Ну что же, пора искать активно юриста. Сомневаюсь, что на этой досудебной беседе мы сможем договориться. Права – полбеды, и то я не согласна, но опекунство? Он вообще не в себе уже?
Приложение оповестило меня, что такси подано, и я вышла из подъезда, все ещё сжимая в руке белые бумажки. Сунула с раздражением их в сумку, попыталась успокоиться. Мне ещё целый день работать. Зря я заглянула в ящик с утра, испортила себе только настроение. Но предупреждён – значит, вооружён.
Добралась до работы без пробок и вовремя, у меня даже осталось время, чтобы выпить кофе и привести нервы в порядок, хотя это не очень-то просто. Чувствовала я себя беспомощной мухой, которую Игорь Тихомиров мечтает прихлопнуть. И может.
Прошла мимо своего отдела к кофемашинам и нажала на кнопку «Капучино». Пока аппарат готовил заказ, снова задумалась. Может, попросить помощи у начальницы? Хотя бы юриста посоветует хорошего. Она, конечно, не обрадуется суду с Тихомировым, но рано или поздно она все равно узнает. Уже через четырнадцать дней у нас беседа во время рабочего дня – мне придётся показать Ларисе письмо, чтобы она меня туда отпустила. Не пойти не могу – я должна знать, что задумал этот человек.
Пока кофе пила, ко мне подошла Рита Сазонова. Она – моя коллега по отделу и подруга. Ей я могу доверить всё. И, конечно, она не могла не заметить моё белое, как простыня, лицо.
– Доброе утро.
– А? – обернулась я, взглянув на неё растерянно. – Привет, Рит.
Она окинула меня ещё более внимательным взглядом. Купила и себе порцию кофе и встала почти вплотную со мной, чтобы другие сотрудники, тоже заряжавшиеся бодрящим напитком с утра, не могли услышать нас.
– А теперь рассказываем, Прибрежная, – сказала мне подруга. – Я такого лица у тебя никогда не видела.
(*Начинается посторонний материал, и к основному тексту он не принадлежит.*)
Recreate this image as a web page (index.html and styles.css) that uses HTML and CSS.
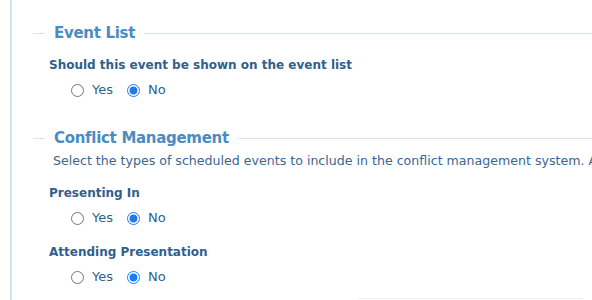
FILE: index.html
```html
<!DOCTYPE html>
<html lang="en">
<head>
  <meta charset="UTF-8">
  <title>Event Settings</title>
  <link rel="stylesheet" href="styles.css">
</head>
<body>

<div class="panel">
  <fieldset class="group">
    <legend>Event List</legend>
    <div class="field">
      <div class="field-label">Should this event be shown on the event list</div>
      <div class="choices">
        <label><input type="radio" name="eventlist"> Yes</label>
        <label><input type="radio" name="eventlist" checked> No</label>
      </div>
    </div>
  </fieldset>

  <fieldset class="group">
    <legend>Conflict Management</legend>
    <p class="hint">Select the types of scheduled events to include in the conflict management system. Any events not selected will be ignored.</p>
    <div class="field">
      <div class="field-label">Presenting In</div>
      <div class="choices">
        <label><input type="radio" name="presenting"> Yes</label>
        <label><input type="radio" name="presenting" checked> No</label>
      </div>
    </div>
    <div class="field">
      <div class="field-label">Attending Presentation</div>
      <div class="choices">
        <label><input type="radio" name="attending"> Yes</label>
        <label><input type="radio" name="attending" checked> No</label>
      </div>
    </div>
  </fieldset>

  <div class="footer-bar"></div>
</div>

</body>
</html>
```

FILE: styles.css
```css
body {
  font-family: "DejaVu Sans", Verdana, sans-serif;
  margin: 0;
  padding: 0;
  background-color: #ffffff;
  overflow: hidden;
  height: 300px;
}

/* Outer panel with the blue left rule */
.panel {
  margin-left: 10px;
  border-left: 2px solid #cfe3f3;
  padding: 10px 0 0 21px;
  height: 300px;
  box-sizing: border-box;
}

.group {
  margin: 15px 0 0 0;
  padding: 0 0 0 16px;
  border: none;
  border-top: 1px solid #d3e6f5;
}

.group + .group {
  margin-top: 32px;
}

.group legend {
  color: #4a8cc2;
  font-size: 15px;
  line-height: 16px;
  letter-spacing: -0.3px;
  font-weight: bold;
  padding: 0 9px;
  margin-left: -4px;
}

.hint {
  margin: 8px 0 0 4px;
  color: #3a6693;
  font-size: 12.6px;
  line-height: 13px;
  white-space: nowrap;
}

.field {
  margin-top: 17px;
}

.hint + .field {
  margin-top: 19px;
}

.field + .field {
  margin-top: 19px;
}

.field-label {
  color: #2f5f8e;
  font-size: 12px;
  line-height: 15px;
  font-weight: bold;
}

.choices {
  display: flex;
  gap: 14px;
  margin: 9px 0 0 22px;
  color: #2f5f8e;
  font-size: 13px;
  line-height: 16px;
}

.choices label {
  display: flex;
  align-items: center;
  gap: 8px;
}

.choices input {
  margin: 0;
  width: 13px;
  height: 13px;
  accent-color: #1c7cf4;
}

.footer-bar {
  margin: 13px 0 0 324px;
  width: 226px;
  border-top: 1px solid #eeeeee;
}
```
Не ври, что у тебя умерли рыбки.
– Не вру. Рыбки живы, – ответила ей и отпила кофе ещё.
– Рассказывай, – настаивала Рита.
Молча достала смятые бумажки из утреннего конверта и отдала ей.
– На. Читай.
Сазонова взяла из рук листы, разгладила и вчиталась в текст.
– Чего?! – спустя минуты две заорала она на всю комнату отдыха, а потом вспомнила, что мы тут не одни, и стала говорить тише. – Это нельзя обсуждать тут.
– Ну, как бы да, – хмуро отозвалась я.
– До обеда подожди. Это ж капец, – покачала головой Ритка.
– Спасибо. Поддержала, – глянула на неё.
– Так. Не раскисать, ясно? Дел вагон. Пошли, переделаем все, в обед поговорим. Тебя и так тут все потеряли, пока Богдан болел.